Given any set $S$, you can consider the space of (formal) finite linear combinations of its elements $\{a_1\mathbf{x}_1 + a_2\mathbf{x}_2 + \dots + a_k\mathbf{x}_k: k\in\mathbb{N}, \mathbf{x}_1, \mathbf{x}_2, \dots, \mathbf{x}_k \in S \}$. This has a vector space structure.

Answer 10

An exotic example with an interesting application: $\mod 2$ homology.

The formal sums of faces/edges/vertices of a polyhedron with coefficents in $\Bbb F_2$ are called $k$-chains $\mod 2$ ($k =$ dimension of objects) and form a vector space over $\Bbb F_2$.

See Proofs and Refutations by Imre Lakatos for a proof of the Euler's polyhedron formula using $\mod 2$ homology.

Answer 11

An example that is often hard to get for students on first encounter is given by vectors and spinors in particle physics: The representations of the Lorentz group $SO(1,3)$ fall into two classes, having integer or and half-integer spin, called vectors and spinors, respectively. Hence, you find statements such as "$\psi$ is a spinor, not a vector!" This can be particularly confusing as both are elements of a vector space, both are written as rows or columns of (commonly four) numbers (well, possibly anticommuting numbers), and both appear together in typical particle physics applications.

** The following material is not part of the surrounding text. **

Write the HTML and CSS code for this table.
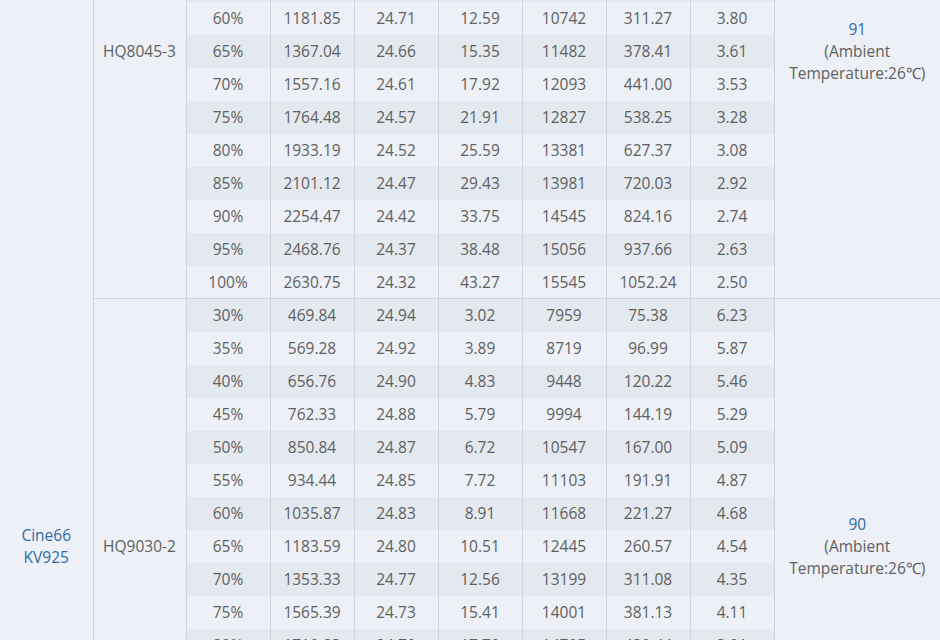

This is actually a general feature of the orthogonal groups, related to universal covering groups and projective representations. In particle physics, these classes of representations are used to desribe very different classes of particles, fermions vs. bosons.

Answer 12

Quaternion's coefficients: are just 4 real numbers, so just a vector in $\Bbb R^4$. Note, I explicitly told "coefficients" because in reality a quaternion is a extension of the complex numbers.

Sorry for the short answer, but it cannot be longer than that without repeating something that is already in other answers :).

Answer 13

A physical vector space is the one in which quantum states lives, namely a Hilbert space, which is a vector space of square integrable functions. When the space dimension is infinite, then the vectors are just functions square-integrable.